The downstream seams are [Retrievable Glue](../vector/retrievable) and [Bring your own retrieval](../../assembly/byo-retrieval); the trust-tier vocabulary and rendering live there.

## When Scrapper says no

::: warning Gotchas worth knowing up front

* **`scroll_down` needs a positive `sleep`.** Scrolling for lazy-loaded content only does anything if the browser waits afterward; `scroll_down` without `sleep` is a no-op (an upstream behavior, not ours).
* **`resultUri` / `screenshotUri` aren't guaranteed to match your instance.** They can come back instance-relative, and `http://` even when you called over HTTPS. Don't assume they share `instanceUrl`'s scheme or host.
* **There's no health endpoint.** Scrapper exposes `/api/article` and `/api/links`; there's no `/ping` to probe.
  :::

Failures degrade gracefully: a non-OK response (Scrapper uses HTTP `422` for a missing/invalid `url`), a network error, a timeout (`requestTimeoutMs`, default 65s), or a thrown pipeline stage all come back as `Error:` strings the model can read — Scrapper's `{ detail: [{ msg }] }` body is parsed into that message. The one thing that throws is bad *arguments* (`E_INVALID_TOOL_ARGS`), and bad *config* throws `E_INVALID_SCRAPPER_CONFIG` at factory-call time.

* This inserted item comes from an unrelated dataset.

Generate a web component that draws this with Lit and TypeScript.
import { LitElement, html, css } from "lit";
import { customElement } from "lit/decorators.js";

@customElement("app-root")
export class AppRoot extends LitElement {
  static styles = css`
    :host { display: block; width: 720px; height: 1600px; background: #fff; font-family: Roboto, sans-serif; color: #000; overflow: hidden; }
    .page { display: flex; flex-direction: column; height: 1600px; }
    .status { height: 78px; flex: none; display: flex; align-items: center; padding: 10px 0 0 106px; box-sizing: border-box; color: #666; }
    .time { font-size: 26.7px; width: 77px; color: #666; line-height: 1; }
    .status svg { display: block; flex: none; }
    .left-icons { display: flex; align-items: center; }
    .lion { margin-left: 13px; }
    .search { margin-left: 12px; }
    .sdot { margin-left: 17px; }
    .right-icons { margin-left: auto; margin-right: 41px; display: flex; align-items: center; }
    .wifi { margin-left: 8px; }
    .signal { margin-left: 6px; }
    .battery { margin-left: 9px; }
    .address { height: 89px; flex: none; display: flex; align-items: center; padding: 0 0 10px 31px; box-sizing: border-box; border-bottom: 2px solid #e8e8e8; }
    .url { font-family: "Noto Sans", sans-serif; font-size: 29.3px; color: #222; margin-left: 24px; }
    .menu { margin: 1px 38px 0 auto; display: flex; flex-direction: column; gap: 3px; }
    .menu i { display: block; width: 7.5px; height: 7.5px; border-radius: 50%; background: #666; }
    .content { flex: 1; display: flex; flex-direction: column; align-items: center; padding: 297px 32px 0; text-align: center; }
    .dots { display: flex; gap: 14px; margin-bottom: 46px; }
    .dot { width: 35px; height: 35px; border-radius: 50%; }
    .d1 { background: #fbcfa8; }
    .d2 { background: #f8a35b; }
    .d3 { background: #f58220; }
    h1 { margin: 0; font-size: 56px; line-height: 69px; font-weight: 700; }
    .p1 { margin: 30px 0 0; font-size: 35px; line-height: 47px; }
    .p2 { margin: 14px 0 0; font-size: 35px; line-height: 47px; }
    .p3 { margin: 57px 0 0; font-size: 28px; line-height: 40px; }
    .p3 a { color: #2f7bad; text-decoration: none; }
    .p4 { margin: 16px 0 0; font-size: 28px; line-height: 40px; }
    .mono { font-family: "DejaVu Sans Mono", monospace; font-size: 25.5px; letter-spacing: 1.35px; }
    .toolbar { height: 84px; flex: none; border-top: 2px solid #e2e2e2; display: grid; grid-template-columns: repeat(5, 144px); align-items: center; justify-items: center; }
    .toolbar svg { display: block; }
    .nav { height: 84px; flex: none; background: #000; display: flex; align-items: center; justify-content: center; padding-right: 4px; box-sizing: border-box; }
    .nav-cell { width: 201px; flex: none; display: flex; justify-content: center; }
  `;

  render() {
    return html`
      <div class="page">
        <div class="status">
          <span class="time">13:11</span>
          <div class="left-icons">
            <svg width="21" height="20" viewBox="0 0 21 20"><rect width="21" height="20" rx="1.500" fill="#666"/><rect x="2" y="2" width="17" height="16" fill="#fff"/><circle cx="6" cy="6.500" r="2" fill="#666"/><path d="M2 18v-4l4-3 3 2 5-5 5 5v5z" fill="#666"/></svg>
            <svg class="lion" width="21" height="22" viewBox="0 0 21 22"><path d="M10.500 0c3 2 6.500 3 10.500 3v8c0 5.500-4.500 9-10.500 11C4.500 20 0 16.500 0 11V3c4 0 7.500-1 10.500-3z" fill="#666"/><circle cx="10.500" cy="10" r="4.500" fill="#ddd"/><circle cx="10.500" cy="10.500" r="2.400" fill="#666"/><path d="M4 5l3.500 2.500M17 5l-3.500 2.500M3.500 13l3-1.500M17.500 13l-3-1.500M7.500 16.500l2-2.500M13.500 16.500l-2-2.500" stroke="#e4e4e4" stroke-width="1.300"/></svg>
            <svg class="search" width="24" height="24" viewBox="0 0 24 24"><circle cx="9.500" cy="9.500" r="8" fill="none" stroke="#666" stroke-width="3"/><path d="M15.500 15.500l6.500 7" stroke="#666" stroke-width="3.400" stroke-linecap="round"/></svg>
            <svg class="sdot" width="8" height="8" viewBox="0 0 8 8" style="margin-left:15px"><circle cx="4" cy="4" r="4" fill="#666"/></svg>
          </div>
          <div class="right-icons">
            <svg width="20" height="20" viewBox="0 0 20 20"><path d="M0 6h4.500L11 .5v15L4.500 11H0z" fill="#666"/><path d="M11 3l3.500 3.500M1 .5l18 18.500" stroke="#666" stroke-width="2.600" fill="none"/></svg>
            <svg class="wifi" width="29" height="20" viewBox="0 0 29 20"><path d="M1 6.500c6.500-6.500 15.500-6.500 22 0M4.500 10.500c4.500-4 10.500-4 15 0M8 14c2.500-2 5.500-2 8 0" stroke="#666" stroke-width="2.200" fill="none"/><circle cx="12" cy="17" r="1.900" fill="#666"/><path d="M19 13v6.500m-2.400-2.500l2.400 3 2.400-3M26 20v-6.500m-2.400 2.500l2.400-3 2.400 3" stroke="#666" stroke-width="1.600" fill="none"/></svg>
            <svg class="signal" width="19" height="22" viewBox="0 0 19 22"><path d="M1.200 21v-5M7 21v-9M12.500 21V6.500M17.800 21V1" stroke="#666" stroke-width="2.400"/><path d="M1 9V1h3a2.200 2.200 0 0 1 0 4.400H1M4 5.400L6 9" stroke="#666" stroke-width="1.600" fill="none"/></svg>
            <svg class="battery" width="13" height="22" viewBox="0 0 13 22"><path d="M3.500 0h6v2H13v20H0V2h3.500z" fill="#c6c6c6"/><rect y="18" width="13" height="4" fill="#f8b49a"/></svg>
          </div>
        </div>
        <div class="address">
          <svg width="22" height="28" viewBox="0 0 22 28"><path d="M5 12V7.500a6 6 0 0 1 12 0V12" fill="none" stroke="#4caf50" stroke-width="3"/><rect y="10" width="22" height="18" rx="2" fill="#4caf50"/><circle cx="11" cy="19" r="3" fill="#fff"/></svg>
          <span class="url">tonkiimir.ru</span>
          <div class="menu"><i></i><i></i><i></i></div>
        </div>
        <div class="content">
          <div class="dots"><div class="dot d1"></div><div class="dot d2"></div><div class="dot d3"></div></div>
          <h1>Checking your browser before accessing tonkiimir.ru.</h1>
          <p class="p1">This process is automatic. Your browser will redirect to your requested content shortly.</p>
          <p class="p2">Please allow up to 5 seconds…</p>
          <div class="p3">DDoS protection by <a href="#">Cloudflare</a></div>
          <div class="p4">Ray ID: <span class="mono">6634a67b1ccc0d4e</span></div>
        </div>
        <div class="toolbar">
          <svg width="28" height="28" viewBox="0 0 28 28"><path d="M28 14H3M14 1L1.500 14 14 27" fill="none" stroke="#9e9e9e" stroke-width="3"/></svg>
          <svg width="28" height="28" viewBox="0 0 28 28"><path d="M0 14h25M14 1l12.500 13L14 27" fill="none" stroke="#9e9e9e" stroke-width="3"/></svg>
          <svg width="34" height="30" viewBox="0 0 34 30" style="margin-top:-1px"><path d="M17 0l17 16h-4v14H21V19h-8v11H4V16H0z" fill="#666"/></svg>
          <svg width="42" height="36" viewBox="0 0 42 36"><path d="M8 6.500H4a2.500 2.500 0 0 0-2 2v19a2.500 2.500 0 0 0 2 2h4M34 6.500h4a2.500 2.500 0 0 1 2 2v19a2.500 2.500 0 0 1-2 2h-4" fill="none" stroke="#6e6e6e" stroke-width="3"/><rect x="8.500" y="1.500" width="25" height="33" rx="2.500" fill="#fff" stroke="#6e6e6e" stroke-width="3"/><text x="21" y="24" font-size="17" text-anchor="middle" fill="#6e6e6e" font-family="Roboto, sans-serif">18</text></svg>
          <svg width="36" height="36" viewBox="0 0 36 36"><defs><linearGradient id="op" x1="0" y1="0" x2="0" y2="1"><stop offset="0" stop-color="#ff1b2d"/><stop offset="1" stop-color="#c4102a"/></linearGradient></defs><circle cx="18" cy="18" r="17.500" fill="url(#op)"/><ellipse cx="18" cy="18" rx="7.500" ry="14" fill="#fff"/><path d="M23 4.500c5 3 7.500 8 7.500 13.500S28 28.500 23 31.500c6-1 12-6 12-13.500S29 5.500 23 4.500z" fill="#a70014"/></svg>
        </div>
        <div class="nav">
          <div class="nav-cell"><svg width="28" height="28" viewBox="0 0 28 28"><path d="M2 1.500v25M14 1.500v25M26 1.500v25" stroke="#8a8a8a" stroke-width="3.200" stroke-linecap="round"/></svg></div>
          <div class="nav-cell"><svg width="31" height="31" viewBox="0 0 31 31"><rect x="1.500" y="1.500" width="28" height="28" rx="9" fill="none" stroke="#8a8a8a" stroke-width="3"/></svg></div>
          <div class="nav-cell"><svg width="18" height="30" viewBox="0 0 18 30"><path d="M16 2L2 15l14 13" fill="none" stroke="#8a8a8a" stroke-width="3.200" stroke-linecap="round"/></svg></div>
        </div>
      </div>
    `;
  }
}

## Where this sits in an assembly

It's a tool battery: call a factory, register the returned `Tool`, and the model can read the web. Pair it with [SearXNG](./searxng) for the search-then-read loop, and with the `web_retrieval` glue above to land what you read in the turn's retrievables. See [Tools batteries](../../assembly/batteries-tools) for the rest of the bundled tools and [Bring your own tools](../../assembly/byo-tools) for the `Tool` contract these factories produce.